PDF supports multiple metadata standards:

1. **Dublin Core (DC)**: A basic, widely-used standard for core document properties
2. **XMP (Extensible Metadata Platform)**: A more flexible format that can handle complex
   data types and custom fields
3. **PDF Info Dictionary**: Legacy metadata storage used by older PDF readers

### How does the tool write metadata to each PDF?

Instead of complex metadata merging and mapping, we use a simple approach:

1. **Original DC fields** are preserved under the `dco:` namespace in XMP
2. **DC section** is cleared, and the whichever of the 15 Dublin Core fields are present,
   are written to the PDF with the new metadata
3. **New metadata** is written under our custom `metadata:` namespace
4. **Other XMP fields** are preserved as-is

No metadata is lost during this process - it's just reorganized. This approach:

* Preserves information about different editions
* Maintains a structured format
* Keeps clear separation between old and new data
* Ensures existing XMP fields remain untouched
* Establishes clear precedence (new metadata over old)

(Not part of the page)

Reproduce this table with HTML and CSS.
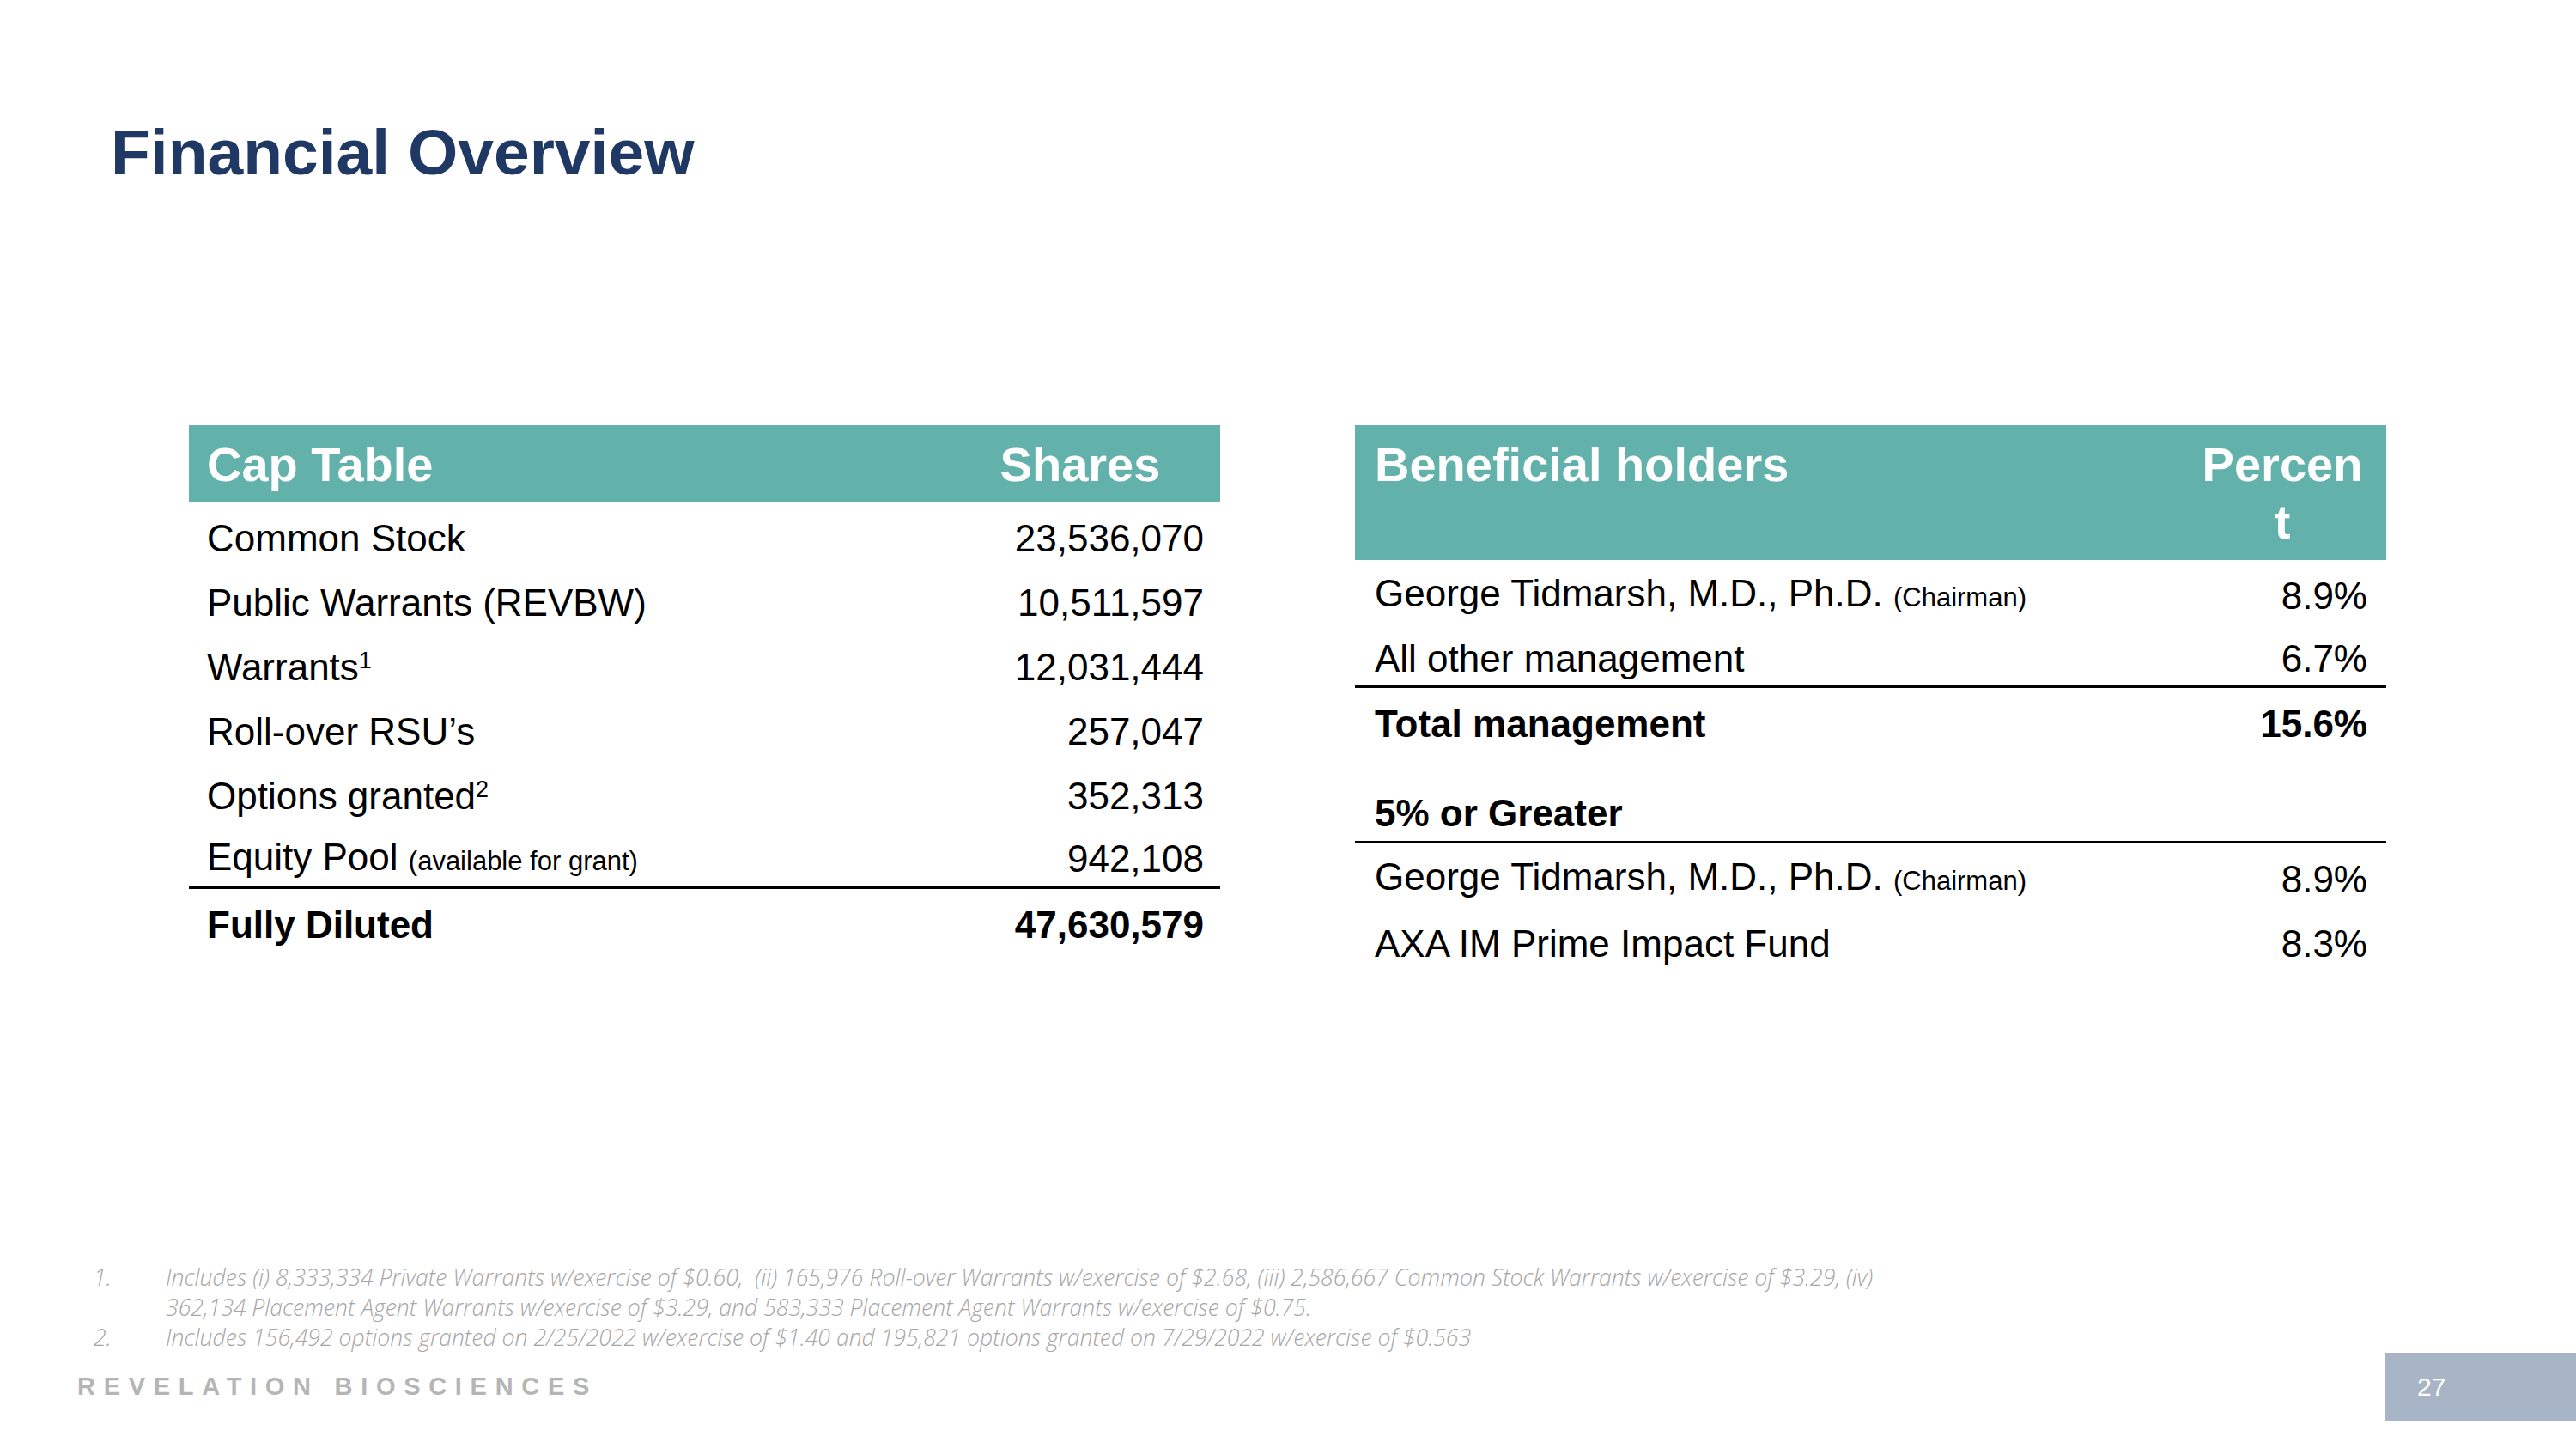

### How are PDF changes saved?

We use two save strategies:

1. **Incremental Save** (preferred)

   * Appends changes to the PDF
   * Preserves digital signatures
   * Faster and safer

2. **Full Save** (fallback)
   * Creates a temporary file
   * Writes complete PDF content
   * Replaces original file
   * Used when incremental save isn't possible

### What safety measures are in place?

The tool implements several safeguards:

1. **Save Strategy**

   * Attempts incremental save first (preserves PDF structure)
   * Falls back to full save via temporary file if needed
   * Ensures original file is not corrupted during updates

2. **Validation**

   * Requires title and author fields
   * Validates XML structure before writing
   * Preserves original metadata as backup

### What about PDF readers compatibility?

Different PDF readers handle metadata differently:

1. **Basic Readers**

   * See only PDF info dictionary
   * Display basic title/author
   * Limited metadata support

2. **Advanced Readers**

   * Access full XMP metadata
   * Show all metadata fields
   * Support custom namespaces

3. **Library Systems**
   * Use DC metadata for catalogs
   * Extract DOI/ISBN for linking
   * Index full metadata content

This is why we maintain both basic PDF info and rich XMP metadata.